Professor Davis’ teaching career has taken her to San Francisco State University, Mills College, and UC Berkeley. She also has taught at UCLA, Vassar, Syracuse University the Claremont Colleges, and Stanford University. Most recently she spent fifteen years at the University of California Santa Cruz where she is now Distinguished Professor Emerita of History of Consciousness – an interdisciplinary Ph.D program – and of Feminist Studies.

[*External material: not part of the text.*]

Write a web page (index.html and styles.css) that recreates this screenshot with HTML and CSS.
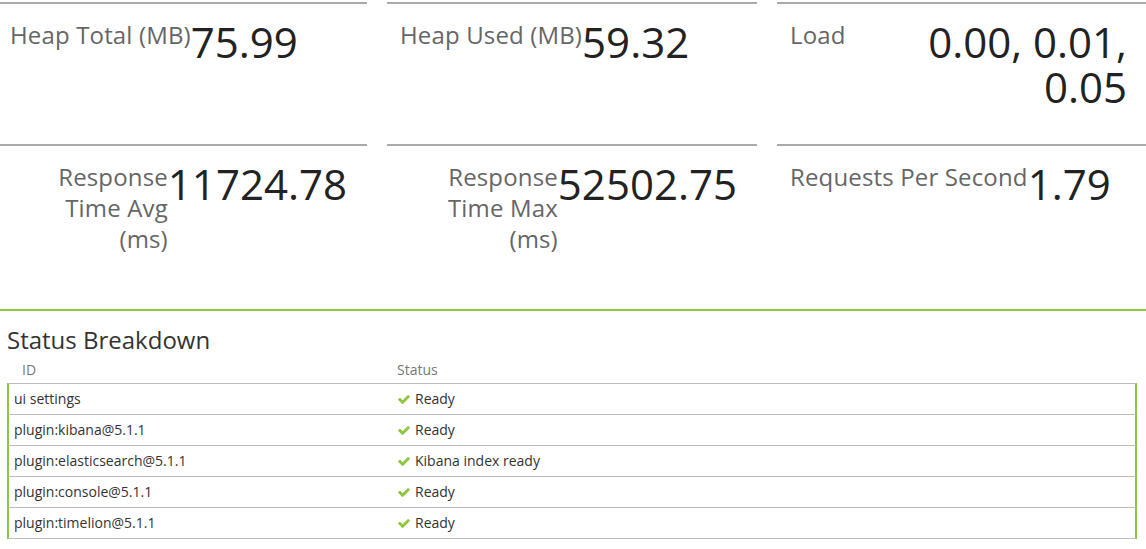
FILE: index.html
```html
<!DOCTYPE html>
<html lang="en">

<head>
    <meta charset="UTF-8">
    <meta name="viewport" content="width=device-width, initial-scale=1.0">
    <title>Status</title>
    <link rel="stylesheet" href="styles.css">
</head>

<body>
    <div class="metrics">
        <div class="metric">
            <div class="metric-name">Heap Total (MB)</div>
            <div class="metric-value">75.99</div>
        </div>
        <div class="metric">
            <div class="metric-name">Heap Used (MB)</div>
            <div class="metric-value">59.32</div>
        </div>
        <div class="metric">
            <div class="metric-name">Load</div>
            <div class="metric-value">0.00, 0.01, 0.05</div>
        </div>
        <div class="metric">
            <div class="metric-name narrow">Response Time Avg (ms)</div>
            <div class="metric-value">11724.78</div>
        </div>
        <div class="metric">
            <div class="metric-name narrow">Response Time Max (ms)</div>
            <div class="metric-value">52502.75</div>
        </div>
        <div class="metric">
            <div class="metric-name">Requests Per Second</div>
            <div class="metric-value">1.79</div>
        </div>
    </div>

    <div class="statuses">
        <h2 class="statuses-title">Status Breakdown</h2>
        <table class="status-table">
            <thead>
                <tr>
                    <th class="col-id">ID</th>
                    <th>Status</th>
                </tr>
            </thead>
            <tbody>
                <tr>
                    <td>ui settings</td>
                    <td><svg class="check" viewBox="121 334 1550 1188"><path d="M1671 566q0 40-28 68l-724 724-136 136q-28 28-68 28t-68-28l-136-136-362-362q-28-28-28-68t28-68l136-136q28-28 68-28t68 28l294 295 656-657q28-28 68-28t68 28l136 136q28 28 28 68z"/></svg>Ready</td>
                </tr>
                <tr>
                    <td>plugin:kibana@5.1.1</td>
                    <td><svg class="check" viewBox="121 334 1550 1188"><path d="M1671 566q0 40-28 68l-724 724-136 136q-28 28-68 28t-68-28l-136-136-362-362q-28-28-28-68t28-68l136-136q28-28 68-28t68 28l294 295 656-657q28-28 68-28t68 28l136 136q28 28 28 68z"/></svg>Ready</td>
                </tr>
                <tr>
                    <td>plugin:elasticsearch@5.1.1</td>
                    <td><svg class="check" viewBox="121 334 1550 1188"><path d="M1671 566q0 40-28 68l-724 724-136 136q-28 28-68 28t-68-28l-136-136-362-362q-28-28-28-68t28-68l136-136q28-28 68-28t68 28l294 295 656-657q28-28 68-28t68 28l136 136q28 28 28 68z"/></svg>Kibana index ready</td>
                </tr>
                <tr>
                    <td>plugin:console@5.1.1</td>
                    <td><svg class="check" viewBox="121 334 1550 1188"><path d="M1671 566q0 40-28 68l-724 724-136 136q-28 28-68 28t-68-28l-136-136-362-362q-28-28-28-68t28-68l136-136q28-28 68-28t68 28l294 295 656-657q28-28 68-28t68 28l136 136q28 28 28 68z"/></svg>Ready</td>
                </tr>
                <tr>
                    <td>plugin:timelion@5.1.1</td>
                    <td><svg class="check" viewBox="121 334 1550 1188"><path d="M1671 566q0 40-28 68l-724 724-136 136q-28 28-68 28t-68-28l-136-136-362-362q-28-28-28-68t28-68l136-136q28-28 68-28t68 28l294 295 656-657q28-28 68-28t68 28l136 136q28 28 28 68z"/></svg>Ready</td>
                </tr>
            </tbody>
        </table>
    </div>
</body>

</html>
```

FILE: styles.css
```css
* {
    box-sizing: border-box;
}

body {
    margin: 0;
    padding: 0;
    overflow: hidden;
    background: #fff;
    font-family: "Open Sans", "Liberation Sans", sans-serif;
    color: #333;
}

.metrics {
    display: grid;
    grid-template-columns: repeat(3, 1fr);
    column-gap: 20px;
    row-gap: 20px;
    margin: 2px -1px 40px -3px;
}

.metric {
    display: flex;
    align-items: flex-start;
    border-top: 2px solid #aaa;
    padding: 15px 20px 15px 13px;
}

.metric-name {
    font-size: 24px;
    line-height: 31px;
    letter-spacing: 0.15px;
    color: #666;
    text-align: right;
}

/* long labels stack next to the number */
.metric-name.narrow {
    max-width: 150px;
    margin-left: auto;
}

.metric-value {
    font-size: 42px;
    line-height: 45px;
    color: #222;
    text-align: right;
}

.statuses {
    border-top: 2px solid #8dc63f;
    padding: 16px 9px 0 7px;
}

.statuses-title {
    margin: 0 0 7px;
    font-size: 24px;
    line-height: 26px;
    font-weight: normal;
    color: #333;
}

.status-table {
    width: 100%;
    border-collapse: separate;
    border-spacing: 0;
    font-size: 14px;
    line-height: 20px;
}

.status-table th {
    text-align: left;
    font-weight: normal;
    color: #777;
    padding: 0 5px 3px 4px;
}

.status-table th.col-id {
    width: 386px;
    padding-left: 15px;
}

.status-table td {
    padding: 5px;
    border-bottom: 1px solid #bbb;
    color: #333;
}

.status-table tbody tr:first-child td {
    border-top: 1px solid #bbb;
}

.status-table td:first-child {
    border-left: 2px solid #8dc63f;
}

.status-table td:last-child {
    border-right: 2px solid #8dc63f;
}

.check {
    width: 12px;
    height: 9px;
    margin-right: 5px;
    fill: #8dc63f;
}
```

Angela Davis is the author of ten books and has lectured throughout the United States as well as in Europe, Africa, Asia, Australia, and South America. In recent years a persistent theme of her work has been the range of social problems associated with incarceration and the generalized criminalization of those communities that are most affected by poverty and racial discrimination. She draws upon her own experiences in the early seventies as a person who spent eighteen months in jail and on trial, after being placed on the FBI’s “Ten Most Wanted List.” She also has conducted extensive research on numerous issues related to race, gender and imprisonment. Her recent books include Abolition Democracy and Are Prisons Obsolete? about the abolition of the prison industrial complex, a new edition of Narrative of the Life of Frederick Douglass, and a collection of essays entitled The Meaning of Freedom. Her most recent book of essays, called Freedom Is a Constant Struggle: Ferguson, Palestine, and the Foundations of a Movement, was published in February 2016.

Angela Davis is a founding member of Critical Resistance, a national organization dedicated to the dismantling of the prison industrial complex. Internationally, she is affiliated with Sisters Inside, an abolitionist organization based in Queensland, Australia that works in solidarity with women in prison.

Like many educators, Professor Davis is especially concerned with the general tendency to devote more resources and attention to the prison system than to educational institutions. Having helped to popularize the notion of a “prison industrial complex,” she now urges her audiences to think seriously about the future possibility of a world without prisons and to help forge a 21st century abolitionist movement.